As razões que alimentam a Proposta de Emenda Constitucional nº 37, batizada de PEC da Impunidade, não nos convence, seja porque implicaria grave retrocesso, seja porque não permitiria a valorização das carreiras policiais. O argumento de que às polícias cabe investigar com absoluta exclusividade acaba por expor essas instituições a responsabilidade ainda maior, implicando uma centralização descabida no contexto atual e incompatível com o sistema constitucional.

Importante ressaltar que o Supremo Tribunal Federal, a quem compete dizer o que é ou não constitucional, ao analisar a Ação Penal 470, o processo do mensalão, validou todas as provas produzidas pela Procuradoria da República, com base nas quais condenou a maioria dos réus. Sem a atuação do Ministério Público não haveria a completa investigação e condenação nesse caso tão paradigmático para os novos tempos da República.

Devemos destacar, igualmente, que, conforme determina a Constituição, o Ministério Público deve exercer o controle externo da atividade policial. Pois bem, os promotores apresentam suas ações perante o Poder Judiciário e caberá aos juízes avaliar e validar, ou não, as provas por eles apresentadas, realizando assim o controle de legalidade e constitucionalidade dessas. É perante o Judiciário que se estabelece o contraditório e a ampla defesa.

Além da fiscalização judicial de sua atuação, existe o Conselho Nacional do Ministério Público (CNMP), que exerce o controle externo de todos os ramos do MP, aberto à reclamação de qualquer cidadão. A atuação dos membros do Ministério Público é duplamente fiscalizada: pelo Judiciário e pelo CNMP. Pois bem, se a PEC nº 37 for aprovada, só a polícia poderá investigar e o MP simplesmente não terá condições mínimas de exercer com efetividade seu papel constitucional de controle externo da atividade policial; porque só a polícia poderá investigar a polícia e, infelizmente, muitos casos de abusos policiais, corrupção, omissão poderão ficar sem a devida responsabilização.

Mais do que uma pauta da cidadania, essa também é uma questão de defesa dos direitos humanos. Importante consignar, outrossim, que o MP conta com autonomia institucional em relação aos Poderes da República e seus membros têm a prerrogativa da inamovibilidade de seus cargos, o que é fundamental para uma atuação livre e desembaraçada, imune às pressões dos poderes político e econômico. As polícias Civil e Federal, por seu lado, estão subordinadas direta e hierarquicamente aos chefes do Poder Executivo — governadores de Estado e presidente da República. Assim sendo, podem ser removidos dos cargos ou de investigações sem qualquer justificativa dos chefes.

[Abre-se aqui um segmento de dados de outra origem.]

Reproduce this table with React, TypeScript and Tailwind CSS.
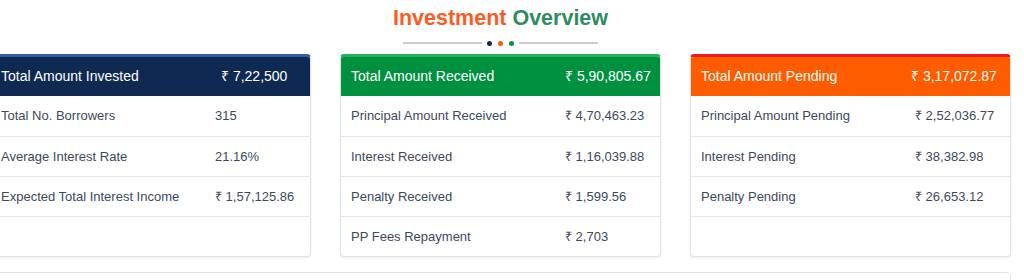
import React from "react";

type Row = { label: string; value: string };

type Card = {
    title: string;
    total: string;
    head: string;
    top: string;
    headValueX: string;
    rowValueX: string;
    rows: Row[];
};

const cards: Card[] = [
    {
        title: "Total Amount Invested",
        total: "₹ 7,22,500",
        head: "bg-[#0e2a52]",
        top: "border-t-[#2f5fa6]",
        headValueX: "grid-cols-[220px_1fr]",
        rowValueX: "grid-cols-[214px_1fr]",
        rows: [
            { label: "Total No. Borrowers", value: "315" },
            { label: "Average Interest Rate", value: "21.16%" },
            { label: "Expected Total Interest Income", value: "₹ 1,57,125.86" },
        ],
    },
    {
        title: "Total Amount Received",
        total: "₹ 5,90,805.67",
        head: "bg-[#00913f]",
        top: "border-t-[#1fb257]",
        headValueX: "grid-cols-[214px_1fr]",
        rowValueX: "grid-cols-[214px_1fr]",
        rows: [
            { label: "Principal Amount Received", value: "₹ 4,70,463.23" },
            { label: "Interest Received", value: "₹ 1,16,039.88" },
            { label: "Penalty Received", value: "₹ 1,599.56" },
            { label: "PP Fees Repayment", value: "₹ 2,703" },
        ],
    },
    {
        title: "Total Amount Pending",
        total: "₹ 3,17,072.87",
        head: "bg-[#ff5c00]",
        top: "border-t-[#ee1c1c]",
        headValueX: "grid-cols-[210px_1fr]",
        rowValueX: "grid-cols-[214px_1fr]",
        rows: [
            { label: "Principal Amount Pending", value: "₹ 2,52,036.77" },
            { label: "Interest Pending", value: "₹ 38,382.98" },
            { label: "Penalty Pending", value: "₹ 26,653.12" },
        ],
    },
];

function SummaryCard({ card }: { card: Card }) {
    const filler = 4 - card.rows.length;
    return (
        <div
            className={`w-[321px] rounded-[4px] border border-[#dfe4ea] border-t-[3px] ${card.top} bg-white shadow-[0_1px_3px_rgba(0,0,0,0.08)] overflow-hidden`}
        >
            <div
                className={`grid ${card.headValueX} items-center h-[39px] pl-[10px] ${card.head} text-white text-[14px]`}
            >
                <span>{card.title}</span>
                <span>{card.total}</span>
            </div>
            {card.rows.map((row, i) => (
                <div
                    key={i}
                    className={`grid ${card.rowValueX} items-center h-[40px] pl-[10px] text-[13px] text-[#3d4960] ${i > 0 ? "border-t border-[#e3e7ec]" : ""}`}
                >
                    <span>{row.label}</span>
                    <span>{row.value}</span>
                </div>
            ))}
            {Array.from({ length: filler }).map((_, i) => (
                <div key={"f" + i} className="h-[40px] border-t border-[#e3e7ec]" />
            ))}
        </div>
    );
}

export default function App() {
    return (
        <div
            className="w-[1024px] h-[280px] bg-white overflow-hidden"
            style={{ fontFamily: '"Liberation Sans", Arial, sans-serif' }}
        >
            <div className="ml-[-10px] w-[1021px]">
                <h2 className="pt-[6px] text-center text-[21.5px] font-bold leading-[24px]">
                    <span className="text-[#ff5a1f]">Investment</span>{" "}
                    <span className="text-[#2e8c62]">Overview</span>
                </h2>

                {/* divider */}
                <div className="flex items-center justify-center mt-[12px] h-[2px]">
                    <span className="w-[79px] h-[2px] bg-[#cbcbcb]" />
                    <div className="flex gap-[6px] mx-[5px]">
                        <span className="w-[5px] h-[5px] rounded-full bg-[#0e2a52]" />
                        <span className="w-[5px] h-[5px] rounded-full bg-[#ff5c00]" />
                        <span className="w-[5px] h-[5px] rounded-full bg-[#00913f]" />
                    </div>
                    <span className="w-[79px] h-[2px] bg-[#cbcbcb]" />
                </div>

                <div className="flex gap-[29px] mt-[10px]">
                    {cards.map((c, i) => (
                        <SummaryCard key={i} card={c} />
                    ))}
                </div>

                <div className="mt-[15px] h-[40px] rounded-[4px] border border-[#dfe4ea] bg-white" />
            </div>
        </div>
    );
}
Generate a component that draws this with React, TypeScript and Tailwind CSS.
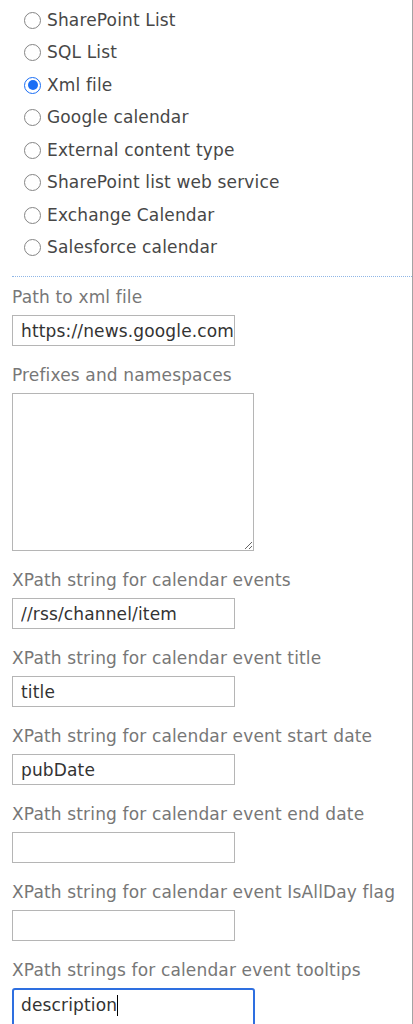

Pergunta-se: e quando os desmandos, atos de corrupção etc. forem praticados pelos detentores do poder ao qual as polícias estão subordinadas, e esses pressionarem para embaraçar tais apurações? Somente um Ministério Público independente terá condições de realizar as investigações. O MP não quer, e nunca quis, a exclusividade da investigação criminal. O que se deseja é a atuação integrada com as polícias, porque isso fortalece a apuração dos malfeitos e leva a um combate mais eficiente da corrupção.

A quem interessa, realmente, que os promotores e procuradores também não possam investigar? A PEC nº 37 é um retrocesso injustificável em um país que começa a engatinhar na probidade administrativa. Atenta contra o princípio republicano, o princípio da eficiência e da transparência da administração pública, e mais, ofende a democracia, que se consolida com a descentralização dos poderes.

Por WILSON TAFNER Promotor de Justiça de São Paulo e assessor da Procuradoria-Geral de Justiça de São Paulo.
Fonte: Jornal “Correio Braziliense” de 07/02/2013.